EXERCISE MATERIALS start
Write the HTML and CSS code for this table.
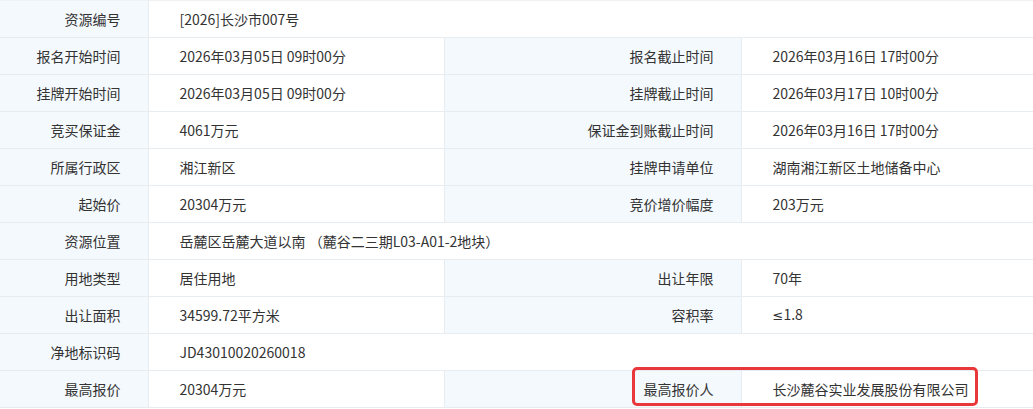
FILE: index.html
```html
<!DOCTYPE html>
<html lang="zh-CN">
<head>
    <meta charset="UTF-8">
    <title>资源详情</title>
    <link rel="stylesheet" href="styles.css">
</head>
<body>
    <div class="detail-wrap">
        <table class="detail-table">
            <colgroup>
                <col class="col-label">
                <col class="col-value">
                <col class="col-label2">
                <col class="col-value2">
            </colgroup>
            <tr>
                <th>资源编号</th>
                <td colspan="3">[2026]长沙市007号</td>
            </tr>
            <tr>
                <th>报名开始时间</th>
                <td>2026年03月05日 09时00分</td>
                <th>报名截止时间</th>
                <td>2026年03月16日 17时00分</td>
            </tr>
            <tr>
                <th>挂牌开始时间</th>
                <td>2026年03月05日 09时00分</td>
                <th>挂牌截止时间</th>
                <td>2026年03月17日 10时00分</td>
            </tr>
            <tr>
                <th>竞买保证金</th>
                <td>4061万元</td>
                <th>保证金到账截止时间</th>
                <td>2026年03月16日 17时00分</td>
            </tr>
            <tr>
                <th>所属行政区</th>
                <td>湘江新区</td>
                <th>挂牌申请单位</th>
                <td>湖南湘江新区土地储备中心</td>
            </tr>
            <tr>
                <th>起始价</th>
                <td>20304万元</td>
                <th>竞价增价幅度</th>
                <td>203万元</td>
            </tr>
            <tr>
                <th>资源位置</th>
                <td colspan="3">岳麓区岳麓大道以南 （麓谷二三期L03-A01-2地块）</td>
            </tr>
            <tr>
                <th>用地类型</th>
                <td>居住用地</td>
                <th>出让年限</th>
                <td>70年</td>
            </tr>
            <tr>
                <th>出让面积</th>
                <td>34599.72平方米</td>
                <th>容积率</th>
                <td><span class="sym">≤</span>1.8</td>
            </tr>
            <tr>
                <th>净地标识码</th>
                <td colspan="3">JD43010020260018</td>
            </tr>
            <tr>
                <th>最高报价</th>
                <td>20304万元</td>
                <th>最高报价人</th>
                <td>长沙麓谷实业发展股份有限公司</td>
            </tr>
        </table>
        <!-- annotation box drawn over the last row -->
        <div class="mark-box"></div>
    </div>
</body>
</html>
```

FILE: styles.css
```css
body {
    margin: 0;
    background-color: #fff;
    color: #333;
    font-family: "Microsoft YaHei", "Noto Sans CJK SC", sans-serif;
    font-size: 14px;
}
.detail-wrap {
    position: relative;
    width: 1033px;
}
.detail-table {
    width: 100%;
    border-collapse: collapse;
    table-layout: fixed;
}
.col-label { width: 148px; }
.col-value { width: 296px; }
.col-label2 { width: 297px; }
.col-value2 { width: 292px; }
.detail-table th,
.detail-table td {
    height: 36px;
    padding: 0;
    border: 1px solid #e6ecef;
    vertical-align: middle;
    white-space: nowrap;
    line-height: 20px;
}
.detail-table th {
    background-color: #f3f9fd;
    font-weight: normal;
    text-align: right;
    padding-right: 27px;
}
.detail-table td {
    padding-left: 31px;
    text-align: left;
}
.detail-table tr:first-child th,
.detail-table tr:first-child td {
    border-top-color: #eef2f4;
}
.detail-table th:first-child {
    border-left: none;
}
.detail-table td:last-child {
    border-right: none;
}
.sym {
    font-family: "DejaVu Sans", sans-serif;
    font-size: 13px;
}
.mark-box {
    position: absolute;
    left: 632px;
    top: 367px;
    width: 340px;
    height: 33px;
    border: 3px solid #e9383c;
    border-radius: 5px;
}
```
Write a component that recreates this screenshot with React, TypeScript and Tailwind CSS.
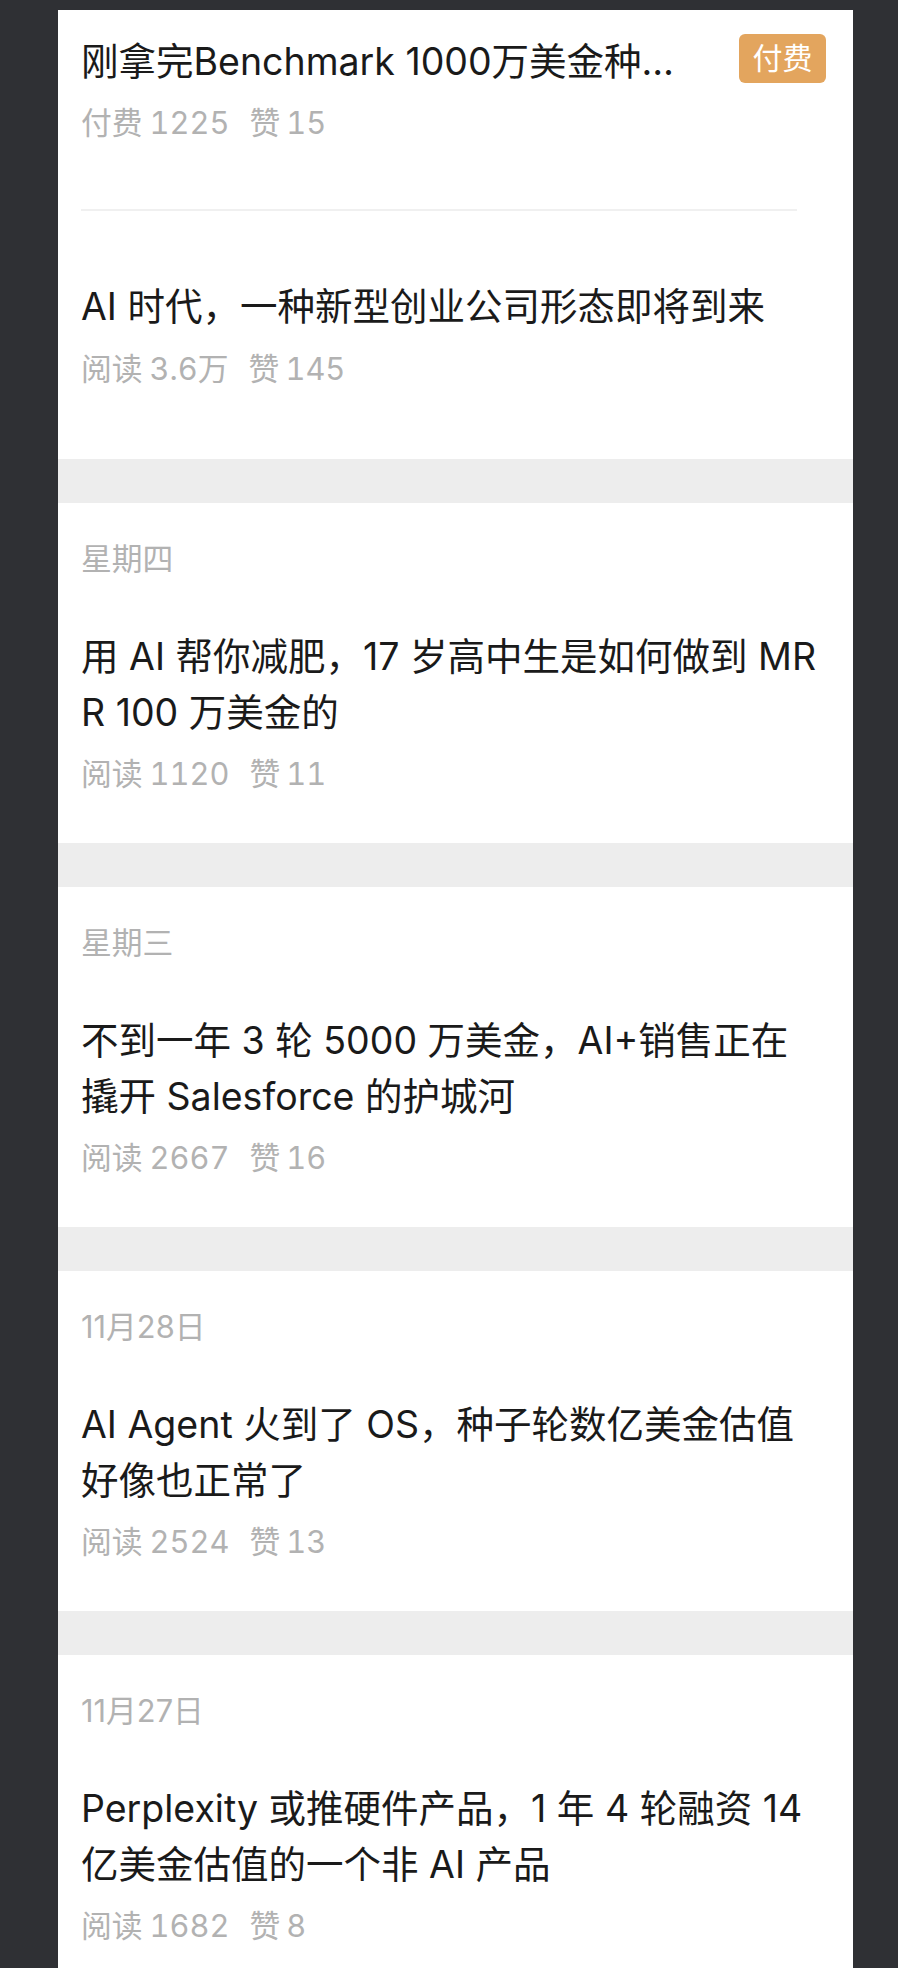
EXERCISE MATERIALS end
> [AIM]: Write out all the entries exactly, except for the pictures.

> [TASK OUTPUT]:
Write the HTML and CSS code for this table.
FILE: index.html
```html
<!DOCTYPE html>
<html lang="zh-CN">
<head>
    <meta charset="UTF-8">
    <title>资源详情</title>
    <link rel="stylesheet" href="styles.css">
</head>
<body>
    <div class="detail-wrap">
        <table class="detail-table">
            <colgroup>
                <col class="col-label">
                <col class="col-value">
                <col class="col-label2">
                <col class="col-value2">
            </colgroup>
            <tr>
                <th>资源编号</th>
                <td colspan="3">[2026]长沙市007号</td>
            </tr>
            <tr>
                <th>报名开始时间</th>
                <td>2026年03月05日 09时00分</td>
                <th>报名截止时间</th>
                <td>2026年03月16日 17时00分</td>
            </tr>
            <tr>
                <th>挂牌开始时间</th>
                <td>2026年03月05日 09时00分</td>
                <th>挂牌截止时间</th>
                <td>2026年03月17日 10时00分</td>
            </tr>
            <tr>
                <th>竞买保证金</th>
                <td>4061万元</td>
                <th>保证金到账截止时间</th>
                <td>2026年03月16日 17时00分</td>
            </tr>
            <tr>
                <th>所属行政区</th>
                <td>湘江新区</td>
                <th>挂牌申请单位</th>
                <td>湖南湘江新区土地储备中心</td>
            </tr>
            <tr>
                <th>起始价</th>
                <td>20304万元</td>
                <th>竞价增价幅度</th>
                <td>203万元</td>
            </tr>
            <tr>
                <th>资源位置</th>
                <td colspan="3">岳麓区岳麓大道以南 （麓谷二三期L03-A01-2地块）</td>
            </tr>
            <tr>
                <th>用地类型</th>
                <td>居住用地</td>
                <th>出让年限</th>
                <td>70年</td>
            </tr>
            <tr>
                <th>出让面积</th>
                <td>34599.72平方米</td>
                <th>容积率</th>
                <td><span class="sym">≤</span>1.8</td>
            </tr>
            <tr>
                <th>净地标识码</th>
                <td colspan="3">JD43010020260018</td>
            </tr>
            <tr>
                <th>最高报价</th>
                <td>20304万元</td>
                <th>最高报价人</th>
                <td>长沙麓谷实业发展股份有限公司</td>
            </tr>
        </table>
        <!-- annotation box drawn over the last row -->
        <div class="mark-box"></div>
    </div>
</body>
</html>
```

FILE: styles.css
```css
body {
    margin: 0;
    background-color: #fff;
    color: #333;
    font-family: "Microsoft YaHei", "Noto Sans CJK SC", sans-serif;
    font-size: 14px;
}
.detail-wrap {
    position: relative;
    width: 1033px;
}
.detail-table {
    width: 100%;
    border-collapse: collapse;
    table-layout: fixed;
}
.col-label { width: 148px; }
.col-value { width: 296px; }
.col-label2 { width: 297px; }
.col-value2 { width: 292px; }
.detail-table th,
.detail-table td {
    height: 36px;
    padding: 0;
    border: 1px solid #e6ecef;
    vertical-align: middle;
    white-space: nowrap;
    line-height: 20px;
}
.detail-table th {
    background-color: #f3f9fd;
    font-weight: normal;
    text-align: right;
    padding-right: 27px;
}
.detail-table td {
    padding-left: 31px;
    text-align: left;
}
.detail-table tr:first-child th,
.detail-table tr:first-child td {
    border-top-color: #eef2f4;
}
.detail-table th:first-child {
    border-left: none;
}
.detail-table td:last-child {
    border-right: none;
}
.sym {
    font-family: "DejaVu Sans", sans-serif;
    font-size: 13px;
}
.mark-box {
    position: absolute;
    left: 632px;
    top: 367px;
    width: 340px;
    height: 33px;
    border: 3px solid #e9383c;
    border-radius: 5px;
}
```
Write a component that recreates this screenshot with React, TypeScript and Tailwind CSS.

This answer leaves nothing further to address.